*CHALLENGE*: Repeat the lines below exactly as they appear, but leave out the images.

* * *

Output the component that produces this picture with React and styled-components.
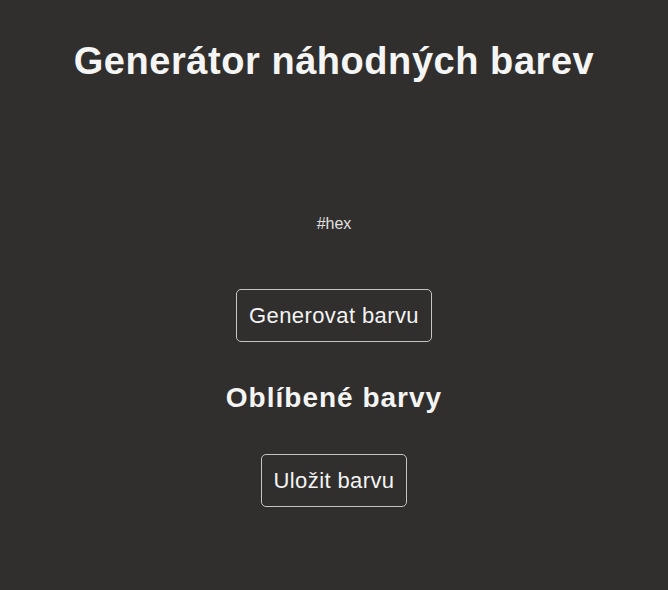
import React from "react";
import styled, { createGlobalStyle } from "styled-components";

const Global = createGlobalStyle`
  html, body { margin: 0; padding: 0; background: #302f2d; }
  body { font-family: "Liberation Sans", Arial, sans-serif; color: #f4f4f4; }
`;

const Page = styled.main`
  min-height: 590px;
  display: flex;
  flex-direction: column;
  align-items: center;
  padding-top: 40px;
  box-sizing: border-box;
`;

const Title = styled.h1`
  margin: 0;
  font-size: 38px;
  font-weight: 700;
  letter-spacing: 0.55px;
  color: #f5f5f5;
`;

const Swatch = styled.div`
  width: 200px;
  height: 132px;
`;

const Hex = styled.p`
  margin: 0;
  font-size: 16px;
  color: #e0e0e0;
`;

const Button = styled.button`
  font-family: "Liberation Sans", Arial, sans-serif;
  font-size: 22px;
  letter-spacing: 0.4px;
  color: #f4f4f4;
  background: transparent;
  border: 1px solid #c4c4c4;
  border-radius: 5px;
  padding: 0 12px;
  height: 53px;
  margin-top: ${(p) => p.$mt}px;
  cursor: pointer;
`;

const Subtitle = styled.h2`
  margin: 40px 0 0;
  font-size: 28px;
  font-weight: 700;
  letter-spacing: 1px;
  color: #f5f5f5;
`;

export default function App() {
  return (
    <>
      <Global />
      <Page>
        <Title>Generátor náhodných barev</Title>
        <Swatch />
        <Hex>#hex</Hex>
        <Button $mt={56}>Generovat barvu</Button>
        <Subtitle>Oblíbené barvy</Subtitle>
        <Button $mt={40}>Uložit barvu</Button>
      </Page>
    </>
  );
}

* * *

*ANSWER TO THE TASK*:
Output the component that produces this picture with React and styled-components.
import React from "react";
import styled, { createGlobalStyle } from "styled-components";

const Global = createGlobalStyle`
  html, body { margin: 0; padding: 0; background: #302f2d; }
  body { font-family: "Liberation Sans", Arial, sans-serif; color: #f4f4f4; }
`;

const Page = styled.main`
  min-height: 590px;
  display: flex;
  flex-direction: column;
  align-items: center;
  padding-top: 40px;
  box-sizing: border-box;
`;

const Title = styled.h1`
  margin: 0;
  font-size: 38px;
  font-weight: 700;
  letter-spacing: 0.55px;
  color: #f5f5f5;
`;

const Swatch = styled.div`
  width: 200px;
  height: 132px;
`;

const Hex = styled.p`
  margin: 0;
  font-size: 16px;
  color: #e0e0e0;
`;

const Button = styled.button`
  font-family: "Liberation Sans", Arial, sans-serif;
  font-size: 22px;
  letter-spacing: 0.4px;
  color: #f4f4f4;
  background: transparent;
  border: 1px solid #c4c4c4;
  border-radius: 5px;
  padding: 0 12px;
  height: 53px;
  margin-top: ${(p) => p.$mt}px;
  cursor: pointer;
`;

const Subtitle = styled.h2`
  margin: 40px 0 0;
  font-size: 28px;
  font-weight: 700;
  letter-spacing: 1px;
  color: #f5f5f5;
`;

export default function App() {
  return (
    <>
      <Global />
      <Page>
        <Title>Generátor náhodných barev</Title>
        <Swatch />
        <Hex>#hex</Hex>
        <Button $mt={56}>Generovat barvu</Button>
        <Subtitle>Oblíbené barvy</Subtitle>
        <Button $mt={40}>Uložit barvu</Button>
      </Page>
    </>
  );
}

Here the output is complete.